Pese a todo lo que llevamos dicho, alguien ha puesto en la contraportada del libro lo siguiente: ‘estamos ante una de las obras más importante (sic) que sobre Al Ándalus se han escrito’. Ignoro el nombre del anónimo vidente capaz de prever el impacto historiográfico de un libro antes incluso de su publicación. En cualquier caso, sería preferible que los responsables de la edición hubieran sido más prudentes y esperasen el juicio de los especialistas. Por mi parte, siento disentir de tan pomposa opinión. Bien pertrechado en su voluntaria y confesa ignorancia,
osada como pocas, de las aportaciones de los principales especialistas, el autor desarrolla seiscientas páginas de ensayo que se antojan por completo prescindibles como producto historiográfico, de manera que, aunque confiesa en el prólogo que su libro tiene voluntad de ser
consultado, me atrevo a augurarle un apacible sueño de los justos en las bibliotecas, dada su más que predecible nula repercusión académica, al menos en el ámbito de los especialistas.
Para evitar tan nefasta situación, este humilde ‘legajista’ se atreve a concluir con una recomendación al autor y otra a la editorial, desde la más franca cordialidad. En mi opinión, el autor debería elegir una de las dos siguientes opciones. La más recomendable sería que, en futurasediciones (si las hubiere), quite la palabra ‘Historia’ del título y lo cambie por el de /Ensayo filosófico general sobre Al Ándalus/. Es probable que venda menos libros, pero de esta forma, al menos, será más fiel al contenido real del mismo y evitará confundir a los lectores poco
o nada avezados en el tema, así como ser considerado un mero diletante por los especialistas, si es que la opinión de los mismos le resulta de interés. Si, en cambio, desea mantener la palabra ‘Historia’, las exigencias son obvias y la recomendación es seguir el principio enunciado por uno de los padres de la ciencia moderna, Descartes, quien confesaba en su
Discurso del método que preferiría no ver publicados sus trabajos, ya que ello le podría restarle el tiempo necesario para
dedicarse a su instrucción. Por lo tanto, que siga el ejemplo de tan ilustre sabio y, antes de seguir ejerciendo de historiador, materia que le es ajena, lea.
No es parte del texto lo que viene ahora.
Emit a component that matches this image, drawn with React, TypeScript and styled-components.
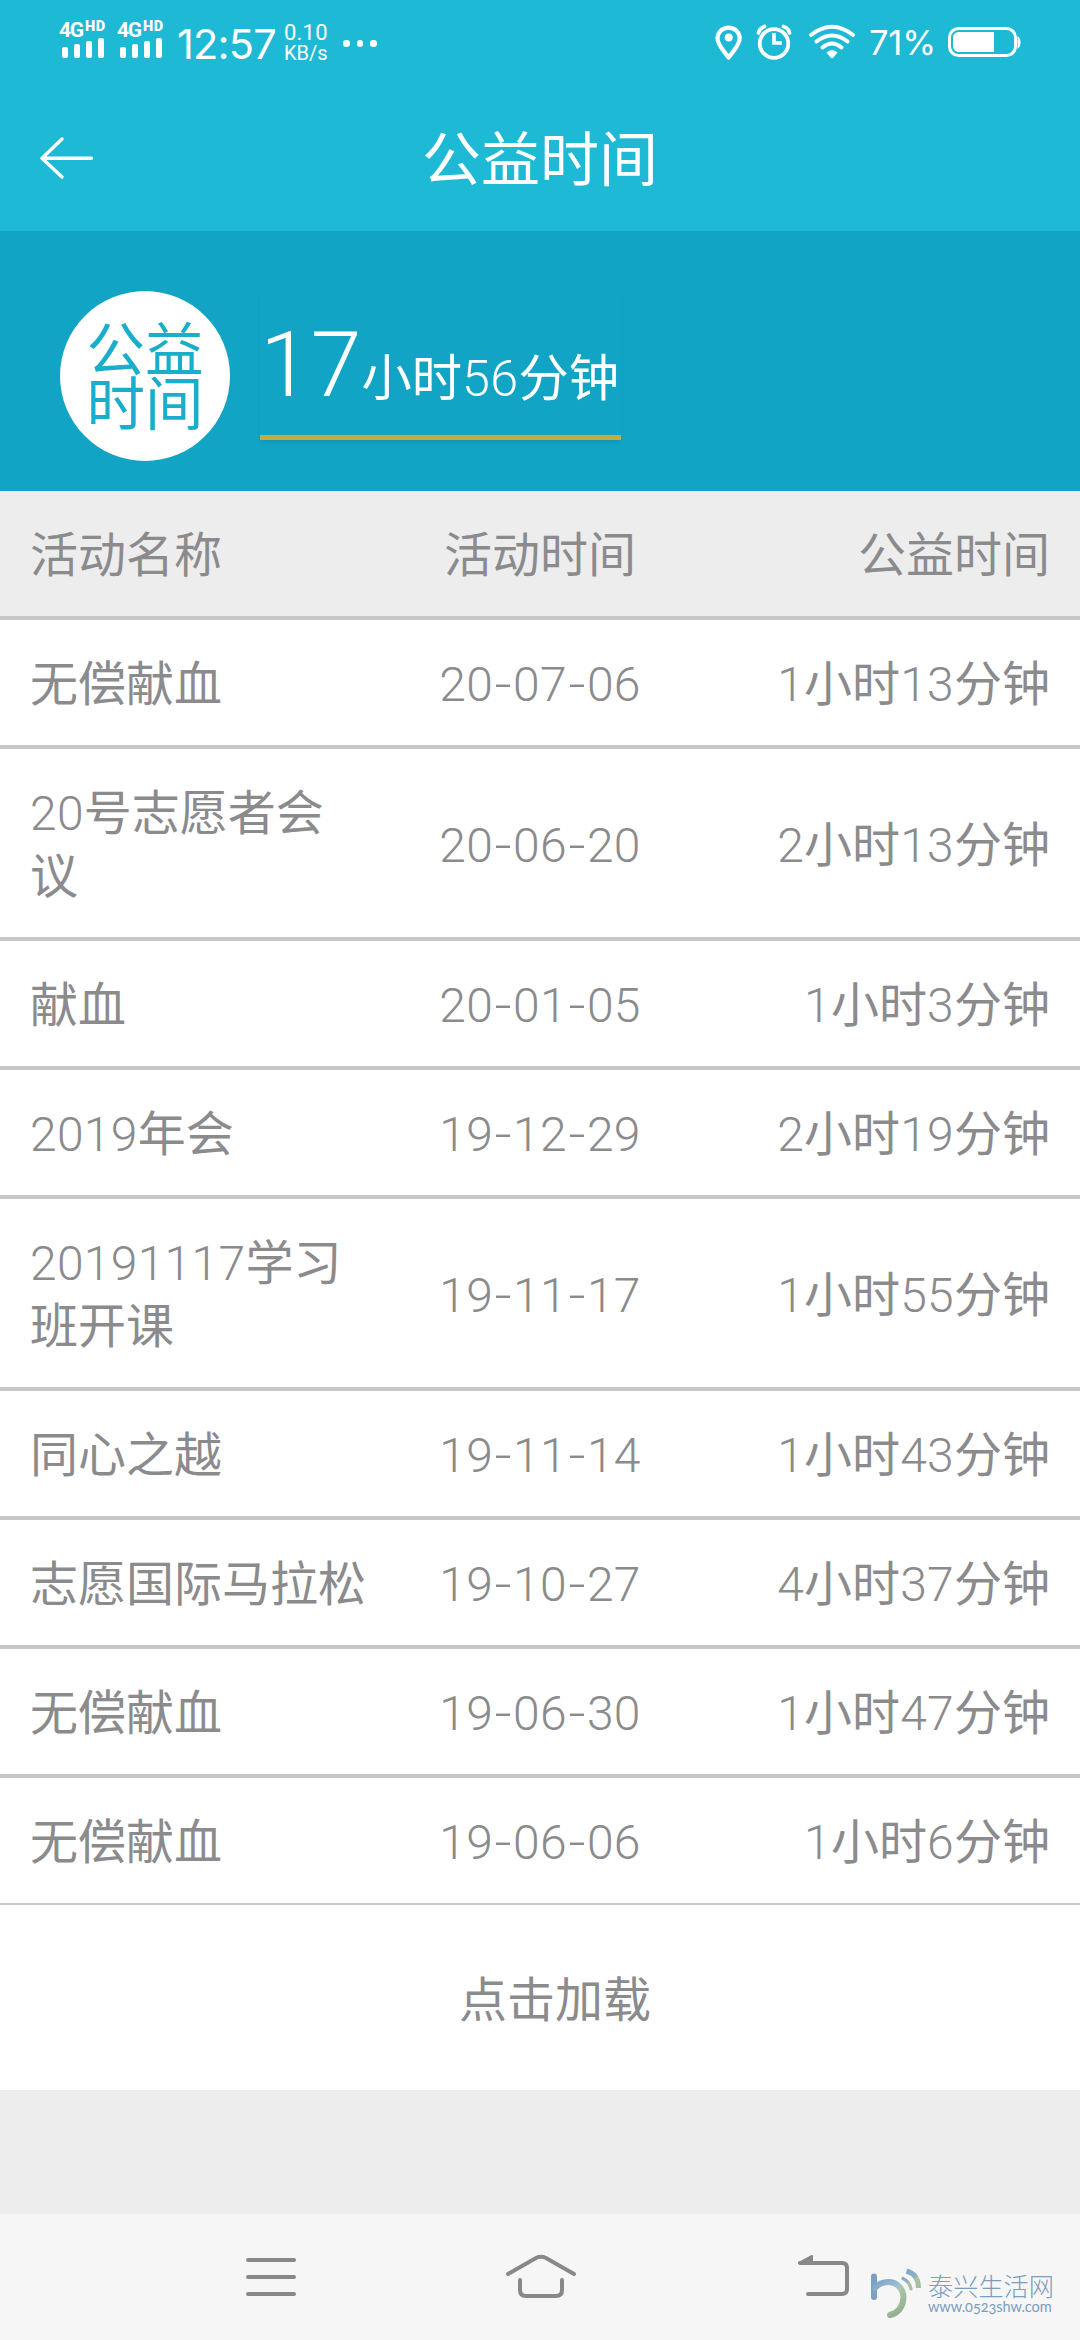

A la editorial Almuzara, sugiero con toda sinceridad que, la próxima vez, intente documentarse mejor antes de elegir a sus colaboradores y que procure enviar los originales que encargue, o que reciba, a especialistas acreditados (que los hay) que puedan asesorarla mediante revisiones anónimas elaboradas con criterios científicos, lo que evitará que se desprestigie publicando libros académicos, no sólo inservibles, sino claramente nocivos."